Despite the myriad problems surrounding the migrant vote, Mexico’s major political forces increasingly see strategic value in harnessing the support of immigrants here. Conceivably, in tight races, the foreign-based vote could even make the difference.

The campaign of presidential candidate Andres Manuel Lopez Obrador and his left-leaning National Movement for the Regeneration of Mexico (Morena) party is especially active in Mexican communities across the United States. Morena activists are busy promoting Lopez Obrador’s 50 point program that vows increased Mexican government defense of immigrants in the US, economic development at home, higher wages for workers, free public education and other reform measures designed to improve daily life south of the border.

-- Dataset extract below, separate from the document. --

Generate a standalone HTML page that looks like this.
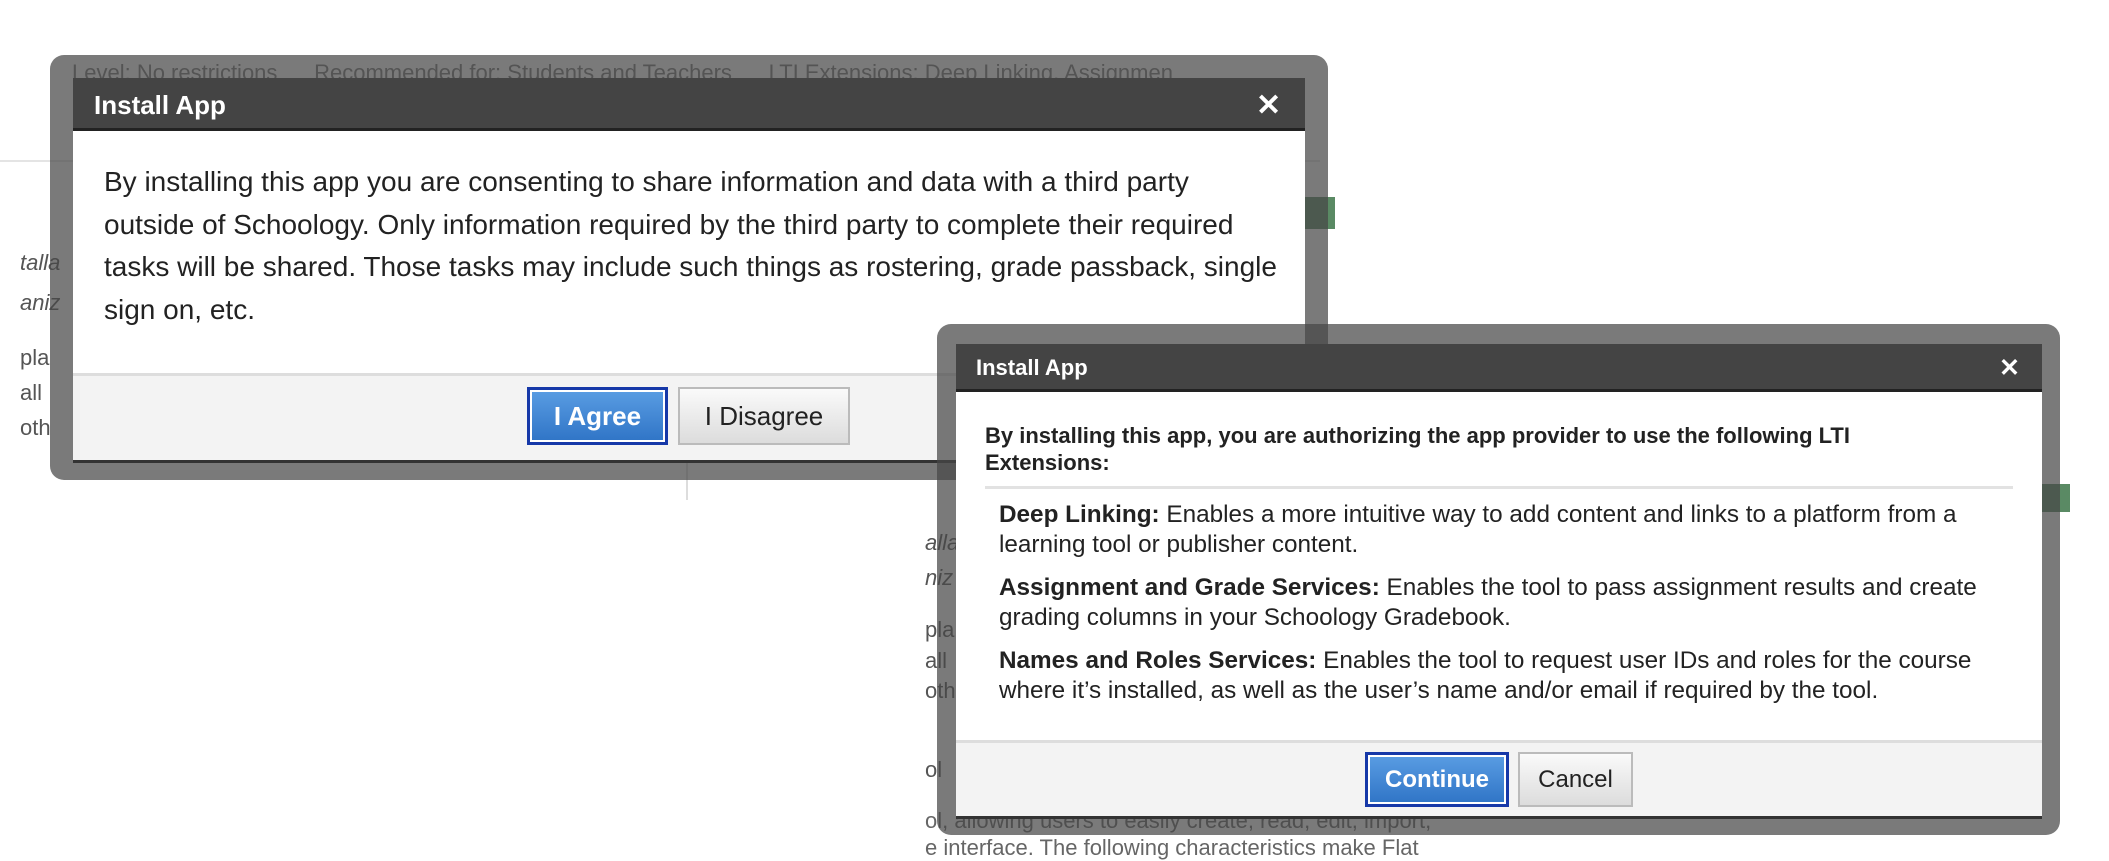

Reaching for the heavens, Lopez Obrador pledges the fourth transformation of Mexico, comparing his envisioned administration with the War of Independence, the War of the Reform and the 1910 Mexico Revolution.

Based in New Mexico, Jurado coordinates Morena’s work in the Southwest. She outlined several important campaign tasks, including fostering a two-way dialogue between migrants here and relatives in Mexico as a get-out-the-vote strategy for Lopez Obrador and organizing delegations of migrant election observers to travel back to Mexico for the elections.

“This is important because we’ve had the unfortunate experience of frauds, and with observers at the polls it would help us avoid fraud or denounce it,” she said. Surveying Mexico’s current socio-political circumstances, Jurado characterized the 2018 elections as a historic opportunity that might not repeat itself for a very long time.

She pondered, “If change doesn’t happen who knows how many years or centuries it will be for it to come?”

According to the INE, the mail-in migrant ballots will be counted beginning the afternoon of July 1 at the Tec de Monterrey college campus in Mexico City. Afterward, the ballots will be stored in a warehouse.

Kent Paterson is a freelance journalist who divides his time between Mexico and the US Southwest.